Lola Montès is a 1955 historical romance film and the last completed film of German-born director Max Ophüls. Based on the novel La vie extraordinaire de Lola Montès by Cécil Saint-Laurent, the film depicts the life of Irish dancer and courtesan Lola Montez (1821–1861), portrayed by Martine Carol, and tells the story of the most famous of her many notorious affairs, those with Franz Liszt and Ludwig I of Bavaria. A co-production between France and West Germany, the dialogue is mostly in French and German, with a few English-language sequences. The most expensive European film produced up to its time, Lola Montès underperformed at the box office. However, it had an important artistic influence on the French New Wave cinema movement and continues to have many distinguished critical admirers. Heavily re-edited (multiple times) and shortened after its initial release for commercial reasons, it has been twice restored (1968, 2008). It was released on DVD and Blu-ray in North America by The Criterion Collection in February 2010.

Plot
In New Orleans, a whip-wielding ringmaster announces to the crowd the “attraction of the century” and “the most interesting predator” of his circus: the former royal mistress Maria Dolorès Porriz y Montez, Countess von Landsfeld, known as Lola Montez. She is carried richly adorned into the circus ring to receive questions from the audience. Each question costs 25 cents, which are not intended as a payment for Lola Montez, as the ringmaster announces, since they will be donated by her to a correctional home for fallen women. The crowd shouts questions to Lola Montez about her waist size and her affairs, but the ringmaster answers them humorously. A parade of lovers begins, where the circus performers represent the number of Lola Montez' lovers. The question of whether the Countess von Landsfeld still remembers them leads Lola Montez to a first flashback of her affair with the composer Franz Liszt.

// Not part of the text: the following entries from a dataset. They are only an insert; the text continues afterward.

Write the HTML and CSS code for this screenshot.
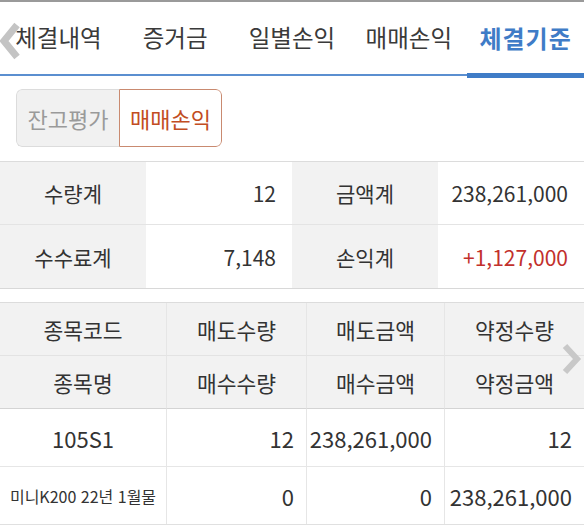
FILE: index.html
```html
<!DOCTYPE html>
<html lang="ko">
<head>
<meta charset="utf-8">
<link rel="stylesheet" href="styles.css">
</head>
<body>
<div class="screen">
  <nav class="tabs">
    <div class="tab">체결내역</div>
    <div class="tab">증거금</div>
    <div class="tab">일별손익</div>
    <div class="tab">매매손익</div>
    <div class="tab active">체결기준</div>
    <svg class="chev chev-left" width="22" height="40" viewBox="0 0 22 40"><path d="M18 4 L5 20 L18 36" fill="none" stroke="#c4c4c4" stroke-width="7" stroke-linejoin="miter"/></svg>
  </nav>

  <div class="seg-wrap">
    <div class="seg">
      <div class="seg-btn">잔고평가</div>
      <div class="seg-btn on">매매손익</div>
    </div>
  </div>

  <div class="summary">
    <div class="s-cell lbl">수량계</div>
    <div class="s-cell val">12</div>
    <div class="s-cell lbl">금액계</div>
    <div class="s-cell val">238,261,000</div>
    <div class="s-cell lbl bt">수수료계</div>
    <div class="s-cell val bt">7,148</div>
    <div class="s-cell lbl bt">손익계</div>
    <div class="s-cell val bt red">+1,127,000</div>
  </div>

  <div class="detail-wrap">
    <div class="detail">
      <div class="d-cell hd">종목코드</div>
      <div class="d-cell hd">매도수량</div>
      <div class="d-cell hd">매도금액</div>
      <div class="d-cell hd">약정수량</div>
      <div class="d-cell hd h2">종목명</div>
      <div class="d-cell hd h2">매수수량</div>
      <div class="d-cell hd h2">매수금액</div>
      <div class="d-cell hd h2">약정금액</div>
      <div class="d-cell ctr r1">105S1</div>
      <div class="d-cell num r1">12</div>
      <div class="d-cell num r1">238,261,000</div>
      <div class="d-cell num r1">12</div>
      <div class="d-cell ctr small r2">미니K200 22년 1월물</div>
      <div class="d-cell num r2">0</div>
      <div class="d-cell num r2">0</div>
      <div class="d-cell num r2">238,261,000</div>
    </div>
    <svg class="chev chev-right" width="22" height="32" viewBox="0 0 22 32"><path d="M4 3 L16 16 L4 29" fill="none" stroke="#c8c8c8" stroke-width="6"/></svg>
  </div>
</div>
</body>
</html>
```

FILE: styles.css
```css
* { box-sizing: border-box; }
html, body { margin: 0; padding: 0; background: #fff; }
body {
  font-family: "Noto Sans CJK KR", "Noto Sans", sans-serif;
  color: #333;
  width: 584px;
  height: 526px;
  overflow: hidden;
}
.screen { border-top: 2px solid #9a9a9a; }

.tabs {
  position: relative;
  display: flex;
  height: 74px;
  border-bottom: 2px solid #5b8fd0;
}
.tab {
  flex: 1;
  display: flex;
  align-items: center;
  justify-content: center;
  font-size: 23.5px;
  color: #3a3a3a;
  padding-bottom: 2px;
  position: relative;
}
.tab.active { color: #3f7cc7; font-weight: 700; font-size: 24px; letter-spacing: 1px; }
.tab.active::after {
  content: "";
  position: absolute;
  left: 0; right: 0; bottom: -4px;
  height: 5px;
  background: #3f7cc7;
}
.chev { position: absolute; }
.chev-left { left: -1px; top: 19px; }
.chev-right { right: 1px; top: 41px; }

.seg-wrap { padding: 13px 16px 14px; }
.seg {
  display: inline-flex;
  height: 58px;
  border-radius: 6px;
  overflow: hidden;
}
.seg-btn {
  display: flex;
  align-items: center;
  justify-content: center;
  font-size: 22px;
  width: 103px;
}
.seg-btn:first-child {
  background: #f1f1f1;
  color: #9a9a9a;
  border: 1px solid #dcdcdc;
  border-right: none;
  border-radius: 6px 0 0 6px;
}
.seg-btn.on {
  background: #fff;
  color: #c24d22;
  border: 1px solid #c98a70;
  border-radius: 0 6px 6px 0;
}

.summary {
  display: grid;
  grid-template-columns: 146px 146px 146px 146px;
  grid-template-rows: 62px 64px;
  border-top: 1px solid #dcdcdc;
  border-bottom: 1px solid #d8d8d8;
}
.s-cell {
  display: flex;
  align-items: center;
  font-size: 21px;
}
.s-cell.bt { border-top: 1px solid #e4e4e4; }
.s-cell.lbl { background: #f2f2f2; justify-content: center; }
.s-cell.val { justify-content: flex-end; padding-right: 16px; }
.s-cell.red { color: #c2302c; }

.detail-wrap { position: relative; margin-top: 13px; }
.detail {
  display: grid;
  grid-template-columns: 166px 140px 138px 140px;
  grid-template-rows: 52px 53px 58px 58px;
  border-top: 1px solid #dcdcdc;
  border-bottom: 1px solid #e0e0e0;
}
.d-cell {
  display: flex;
  align-items: center;
  font-size: 21.5px;
  border-left: 1px solid #e6e6e6;
}
.d-cell:nth-child(4n+1) { border-left: none; }
.d-cell.hd { background: #f2f2f2; justify-content: center; }
.d-cell.h2 { border-top: 1px solid #e3e3e3; }
.d-cell.r1 { border-top: 1px solid #d4d4d4; }
.d-cell.r2 { border-top: 1px solid #e6e6e6; }
.d-cell.ctr { justify-content: center; }
.d-cell.num { justify-content: flex-end; padding-right: 12px; font-size: 22px; }
.d-cell.r1.ctr { font-size: 22px; }
.d-cell.small { font-size: 16px; }
```
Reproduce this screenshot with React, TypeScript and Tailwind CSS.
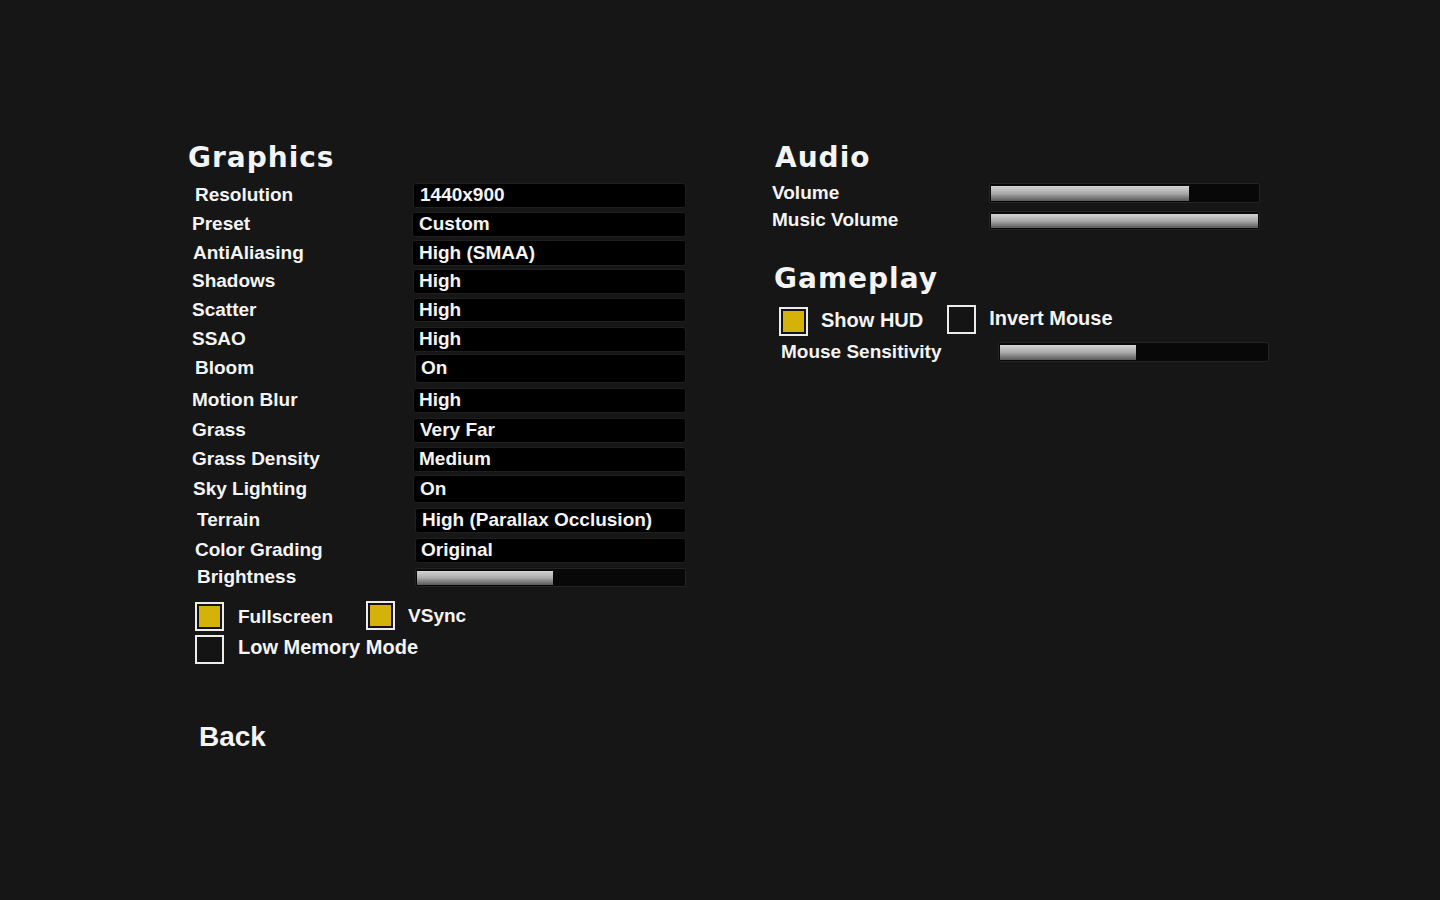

The affair with Franz Liszt 
Franz Liszt and Lola Montez are on their way to Rome in a carriage, but the composer, who writes pieces for Lola Montez to which she dances in front of an audience, notices that their carriage is followed by another. He reckons to be a mere lover, since Lola Montez will go on board the other carriage as soon as she wants to leave him. Both of them spend the night in an inn and Liszt wants to prevent Lola from leaving. He tears up the just finished farewell waltz and secretly tries to leave the common room, but Lola Montez catches him and they spend one last night together. The next morning they part ways and Lola Montez reads up the torn notes, where Liszt says that she at least remains faithful to his music.

Childhood and youth 
The ringmaster announces a change of scene and costume, as they will now deal with the childhood and youth of Lola Montez. A flashback shows the young Lola boarding a ship to Paris with her mother. While her mother shares a cabin with her lover, Lieutenant James, Lola Montez has to sleep in the dormitory with other girls. Once in Paris, her mother wants her to marry an old baron who was the family's banker. To avoid this fate, she escapes with Lieutenant James, who confesses his love to her, and they get married.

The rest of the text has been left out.